Starting at the line that contains "Write a component" and stopping after the line that contains "string; v: string[]", copy the lines exactly. Pictures are left out.

::: Record excerpts

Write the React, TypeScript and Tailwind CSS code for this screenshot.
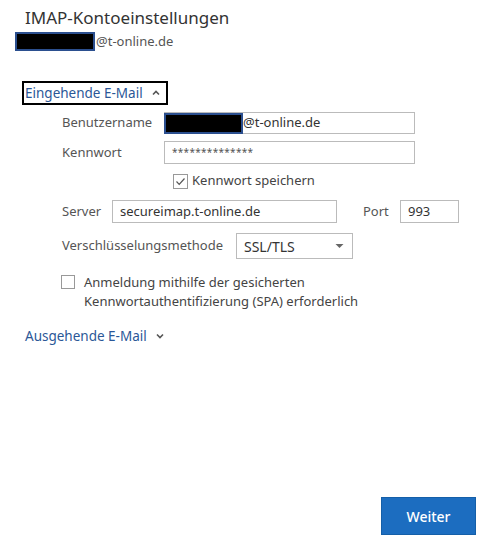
import React from "react";

const font = { fontFamily: '"Segoe UI", "Noto Sans", "Open Sans", sans-serif' };

export default function App() {
  return (
    <div className="w-[487px] h-[548px] bg-white relative overflow-hidden text-[#444]" style={font}>
      <div className="pl-[25px] pt-[6px] text-[17px] leading-[24px] text-[#333]">IMAP-Kontoeinstellungen</div>
      <div className="flex items-center pl-[15px] mt-[2px] h-[19px]">
        <div className="w-[80px] h-[19px] bg-black border-2 border-[#2b4f8f]"></div>
        <span className="text-[13px] text-[#555] ml-[1px]">@t-online.de</span>
      </div>
      <div className="ml-[22px] mt-[30px] w-[146px] h-[24px] border-2 border-black flex items-center pl-[1px]">
        <span className="text-[13.5px] text-[#2b5797]">Eingehende E-Mail</span>
        <svg width="10" height="10" viewBox="0 0 10 10" className="ml-[8px]">
          <path d="M2 6.5 L5 3.5 L8 6.5" fill="none" stroke="#555" strokeWidth="1.6" />
        </svg>
      </div>

      <div className="ml-[62px] mt-[7px] grid grid-cols-[102px_251px] gap-y-[7px] items-center">
        <span className="text-[13px] text-[#555]">Benutzername</span>
        <div className="h-[22px] border border-[#bbb] flex items-center">
          <div className="w-[79px] h-[21px] bg-black border-2 border-[#2b4f8f] -ml-[1px]"></div>
          <span className="text-[13px] text-[#333]">@t-online.de</span>
        </div>
        <span className="text-[13px] text-[#555]">Kennwort</span>
        <div className="h-[23px] border border-[#bbb] flex items-center pl-[7px]">
          <span className="text-[10px] text-[#555] tracking-[0.3px]">**************</span>
        </div>
      </div>

      <div className="flex items-center ml-[173px] mt-[9px] h-[16px]">
        <div className="w-[15px] h-[15px] border border-[#999] flex items-center justify-center">
          <svg width="11" height="11" viewBox="0 0 11 11">
            <path d="M1.5 5.5 L4.2 8.3 L9.5 2.5" fill="none" stroke="#555" strokeWidth="1.2" />
          </svg>
        </div>
        <span className="text-[13px] text-[#444] ml-[4px]">Kennwort speichern</span>
      </div>

      <div className="flex items-center ml-[62px] mt-[11px] h-[23px]">
        <span className="text-[13px] text-[#555] w-[50px]">Server</span>
        <div className="w-[225px] h-[23px] border border-[#bbb] flex items-center pl-[7px] text-[13px] text-[#333]">secureimap.t-online.de</div>
        <span className="text-[13px] text-[#555] ml-[26px] w-[37px]">Port</span>
        <div className="w-[59px] h-[23px] border border-[#bbb] flex items-center pl-[7px] text-[13px] text-[#333]">993</div>
      </div>

      <div className="flex items-center ml-[62px] mt-[10px] h-[26px]">
        <span className="text-[13px] text-[#555] w-[174px]">Verschlüsselungsmethode</span>
        <div className="w-[117px] h-[26px] border border-[#bbb] flex items-center pl-[7px] pr-[8px] justify-between">
          <span className="text-[14px] text-[#333]">SSL/TLS</span>
          <svg width="9" height="6" viewBox="0 0 9 6"><path d="M0.5 1 L8.5 1 L4.5 5 Z" fill="#666" /></svg>
        </div>
      </div>

      <div className="flex items-start ml-[61px] mt-[14px]">
        <div className="w-[14px] h-[14px] border border-[#999] mt-[2px] shrink-0"></div>
        <span className="text-[13px] leading-[19px] text-[#444] ml-[9px]">
          Anmeldung mithilfe der gesicherten<br />Kennwortauthentifizierung (SPA) erforderlich
        </span>
      </div>

      <div className="flex items-center ml-[25px] mt-[15px] h-[20px]">
        <span className="text-[13.5px] text-[#2b5797]">Ausgehende E-Mail</span>
        <svg width="10" height="10" viewBox="0 0 10 10" className="ml-[8px]">
          <path d="M2 3.5 L5 6.5 L8 3.5" fill="none" stroke="#555" strokeWidth="1.6" />
        </svg>
      </div>

      <button className="absolute left-[381px] top-[497px] w-[95px] h-[38px] bg-[#1c6dc0] border border-[#155fa8] text-white text-[14px] font-medium">Weiter</button>
    </div>
  );
}
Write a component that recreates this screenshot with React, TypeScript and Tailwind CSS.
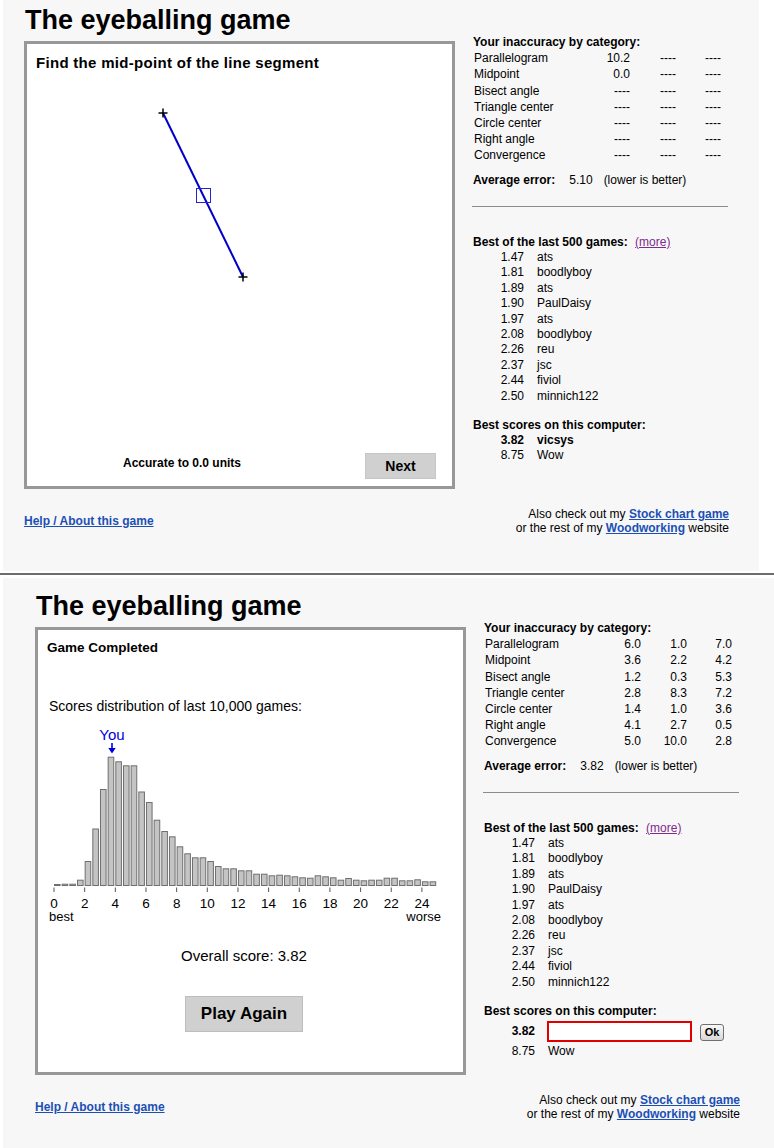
const FONT = "font-['Liberation_Sans',Arial,sans-serif]"

type Row = { label: string; v: string[] }

const firstRows: Row[] = [
  { label: 'Parallelogram', v: ['10.2', '----', '----'] },
  { label: 'Midpoint', v: ['0.0', '----', '----'] },
  { label: 'Bisect angle', v: ['----', '----', '----'] },
  { label: 'Triangle center', v: ['----', '----', '----'] },
  { label: 'Circle center', v: ['----', '----', '----'] },
  { label: 'Right angle', v: ['----', '----', '----'] },
  { label: 'Convergence', v: ['----', '----', '----'] }
]

const doneRows: Row[] = [
  { label: 'Parallelogram', v: ['6.0', '1.0', '7.0'] },
  { label: 'Midpoint', v: ['3.6', '2.2', '4.2'] },
  { label: 'Bisect angle', v: ['1.2', '0.3', '5.3'] },
  { label: 'Triangle center', v: ['2.8', '8.3', '7.2'] },
  { label: 'Circle center', v: ['1.4', '1.0', '3.6'] },
  { label: 'Right angle', v: ['4.1', '2.7', '0.5'] },
  { label: 'Convergence', v: ['5.0', '10.0', '2.8'] }
]

const best500 = [
  ['1.47', 'ats'],
  ['1.81', 'boodlyboy'],
  ['1.89', 'ats'],
  ['1.90', 'PaulDaisy'],
  ['1.97', 'ats'],
  ['2.08', 'boodlyboy'],
  ['2.26', 'reu'],
  ['2.37', 'jsc'],
  ['2.44', 'fiviol'],
  ['2.50', 'minnich122']
]

// bar heights in px, one per half unit from 0 to 25
const bars = [
  1, 1.3, 1.3, 5.3, 24, 56.5, 96, 128.3, 123.7, 119.7, 119.7, 93.5, 83, 65.3,
  54, 48.7, 38.7, 31.7, 27.7, 27.7, 24, 19, 16.7, 16.7, 14.7, 14.7, 11.3, 11.3,
  9.7, 10.3, 9.7, 8.7, 7.7, 7.3, 9.7, 8.7, 7.7, 5.3, 7, 5.3, 4.7, 5.3, 5.3, 7.3,
  7.3, 4.7, 4.7, 5.7, 3.7, 3.7
]

const link = 'font-bold text-[#1c4fb5] underline'

function Plus({ x, y }: { x: number; y: number }) {
  return (
    <g stroke="#000" strokeWidth="1.5">
      <line x1={x - 4.5} y1={y} x2={x + 4.5} y2={y} />
      <line x1={x} y1={y - 4.5} x2={x} y2={y + 4.5} />
    </g>
  )
}

function MidpointBox() {
  return (
    <>
      <div className="pt-[10px] pl-[9px] text-[15px] leading-[18px] font-bold tracking-[0.3px]">
        Find the mid-point of the line segment
      </div>
      <svg width="425" height="381" className="block">
        <line x1="136" y1="41" x2="216" y2="205" stroke="#0000c8" strokeWidth="2" />
        <Plus x={136} y={41} />
        <Plus x={216} y={205} />
        <rect x="169.5" y="116.5" width="14" height="14" fill="none" stroke="#2424d0" strokeWidth="1" />
      </svg>
      <div className="flex items-center h-[26px]">
        <div className="w-[310px] pb-[6px] text-center text-[12px] font-bold">
          Accurate to 0.0 units
        </div>
        <button className="ml-[28px] w-[71px] h-[26px] bg-[#d0d0d0] border border-[#c6c6c6] text-[14px] font-bold">
          Next
        </button>
      </div>
    </>
  )
}

function Chart() {
  const unit = 15.33
  const ticks = Array.from({ length: 13 }, (_, k) => k * 2)
  return (
    <svg width="404" height="205" className="block mt-[5px] ml-[6px]">
      <text x="68" y="20" fontSize="15" fill="#0000dd" textAnchor="middle" fontFamily="Liberation Sans, Arial, sans-serif">
        You
      </text>
      <line x1="68" y1="23" x2="68" y2="30" stroke="#0000dd" strokeWidth="1.6" />
      <path d="M64.3 28 L71.7 28 L68 33.5 Z" fill="#0000dd" />
      {bars.map((h, i) => (
        <rect
          key={i}
          x={10 + i * (unit / 2) + 0.5}
          y={165.5 - h}
          width="5.6"
          height={h}
          fill="#c4c4c4"
          stroke="#6f6f6f"
          strokeWidth="1"
        />
      ))}
      {ticks.map((t) => (
        <g key={t}>
          <line x1={10 + t * unit} y1="167.5" x2={10 + t * unit} y2="172" stroke="#555" strokeWidth="1" />
          <text
            x={10 + t * unit}
            y="187.5"
            fontSize="13.5"
            textAnchor="middle"
            fill="#000"
            fontFamily="Liberation Sans, Arial, sans-serif"
          >
            {t}
          </text>
        </g>
      ))}
      <text x="5" y="201" fontSize="13" fill="#000" fontFamily="Liberation Sans, Arial, sans-serif">
        best
      </text>
      <text x="397" y="201" fontSize="13" fill="#000" textAnchor="end" fontFamily="Liberation Sans, Arial, sans-serif">
        worse
      </text>
    </svg>
  )
}

function CompletedBox() {
  return (
    <>
      <div className="pt-[10px] pl-[9px] text-[13.5px] leading-[16px] font-bold">Game Completed</div>
      <div className="mt-[42px] pl-[11px] text-[14px] leading-[17px]">
        Scores distribution of last 10,000 games:
      </div>
      <Chart />
      <div className="w-[412px] mt-[22px] text-center text-[15px] leading-[18px]">Overall score: 3.82</div>
      <div className="w-[412px] mt-[31px] flex justify-center">
        <button className="w-[118px] h-[36px] bg-[#d0d0d0] border border-[#bdbdbd] text-[17px] font-bold">
          Play Again
        </button>
      </div>
    </>
  )
}

function Stats({ done }: { done: boolean }) {
  const rows = done ? doneRows : firstRows
  return (
    <div className="ml-[18px] mt-[31px] w-[255px] text-[12px]">
      <div className="font-bold leading-[16.2px]">Your inaccuracy by category:</div>
      <div className="leading-[16.2px]">
        {rows.map((r) => (
          <div key={r.label} className="flex">
            <span className="w-[117px] pl-[1px]">{r.label}</span>
            <span className="w-[40px] text-right">{r.v[0]}</span>
            <span className="w-[46px] text-right">{r.v[1]}</span>
            <span className="w-[45px] text-right">{r.v[2]}</span>
          </div>
        ))}
      </div>
      <div className="mt-[8px] leading-[16.2px]">
        <span className="font-bold">Average error:</span>
        <span className="ml-[14px]">{done ? '3.82' : '5.10'}</span>
        <span className="ml-[11px]">(lower is better)</span>
      </div>
      <div className="mt-[18px] -ml-[1px] w-[256px] h-[1px] bg-[#8c8c8c]" />
      <div className="mt-[27px] leading-[16.2px]">
        <span className="font-bold">Best of the last 500 games:</span>{' '}
        <a href="#" className="ml-[4px] text-[#7e2a8e] underline">
          (more)
        </a>
      </div>
      <div className="leading-[15.4px]">
        {best500.map(([s, n], i) => (
          <div key={i} className="flex">
            <span className="w-[51px] text-right">{s}</span>
            <span className="pl-[13px]">{n}</span>
          </div>
        ))}
      </div>
      <div className="mt-[12.6px] font-bold leading-[16.2px]">Best scores on this computer:</div>
      {done ? (
        <div className="mt-[2px] h-[21px] flex items-center">
          <span className="w-[51px] text-right font-bold">3.82</span>
          <input className="ml-[12px] w-[145px] h-[21px] border-2 border-[#e00000] bg-white outline-none" />
          <button className="ml-[8px] w-[24px] h-[17px] mt-[3px] rounded-[3px] border border-[#707070] bg-linear-to-b from-[#f8f8f8] to-[#d8d8d8] text-[11px] font-bold leading-[15px]">
            Ok
          </button>
        </div>
      ) : (
        <div className="flex leading-[15.4px] font-bold">
          <span className="w-[51px] text-right">3.82</span>
          <span className="pl-[13px]">vicsys</span>
        </div>
      )}
      <div className={'flex leading-[15.4px] ' + (done ? 'mt-[2px]' : '')}>
        <span className="w-[51px] text-right">8.75</span>
        <span className="pl-[13px]">Wow</span>
      </div>
    </div>
  )
}

function Page({ done }: { done: boolean }) {
  return (
    <>
      <div className="flex">
        <div className="w-[431px]">
          <h1 className="pl-[1px] mb-[4px] text-[27px] leading-[34px] font-bold">The eyeballing game</h1>
          <div className="h-[448px] border-[3px] border-[#989898] bg-white flex flex-col">
            {done ? <CompletedBox /> : <MidpointBox />}
          </div>
        </div>
        <Stats done={done} />
      </div>
      <div className="mt-[19px] w-[705px] flex items-center justify-between text-[12px] leading-[13.6px]">
        <a href="#" className={link}>
          Help / About this game
        </a>
        <div className="text-right">
          <div>
            Also check out my{' '}
            <a href="#" className={link}>
              Stock chart game
            </a>
          </div>
          <div>
            or the rest of my{' '}
            <a href="#" className={link}>
              Woodworking
            </a>{' '}
            website
          </div>
        </div>
      </div>
    </>
  )
}

export default function App() {
  return (
    <div className={'w-[774px] h-[1148px] overflow-hidden bg-white text-black ' + FONT}>
      <div className="ml-[3px] w-[756px] h-[571px] bg-[#f7f7f7] pt-[3px] pl-[21px]">
        <Page done={false} />
      </div>
      <div className="mt-[2px] h-[2px] bg-[#6d6d6d]" />
      <div className="mt-[3px] ml-[3px] h-[570px] bg-[#f7f7f7] pt-[11px] pl-[32px]">
        <Page done={true} />
      </div>
    </div>
  )
}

::::::

Task answer:
Write a component that recreates this screenshot with React, TypeScript and Tailwind CSS.
const FONT = "font-['Liberation_Sans',Arial,sans-serif]"

type Row = { label: string; v: string[] }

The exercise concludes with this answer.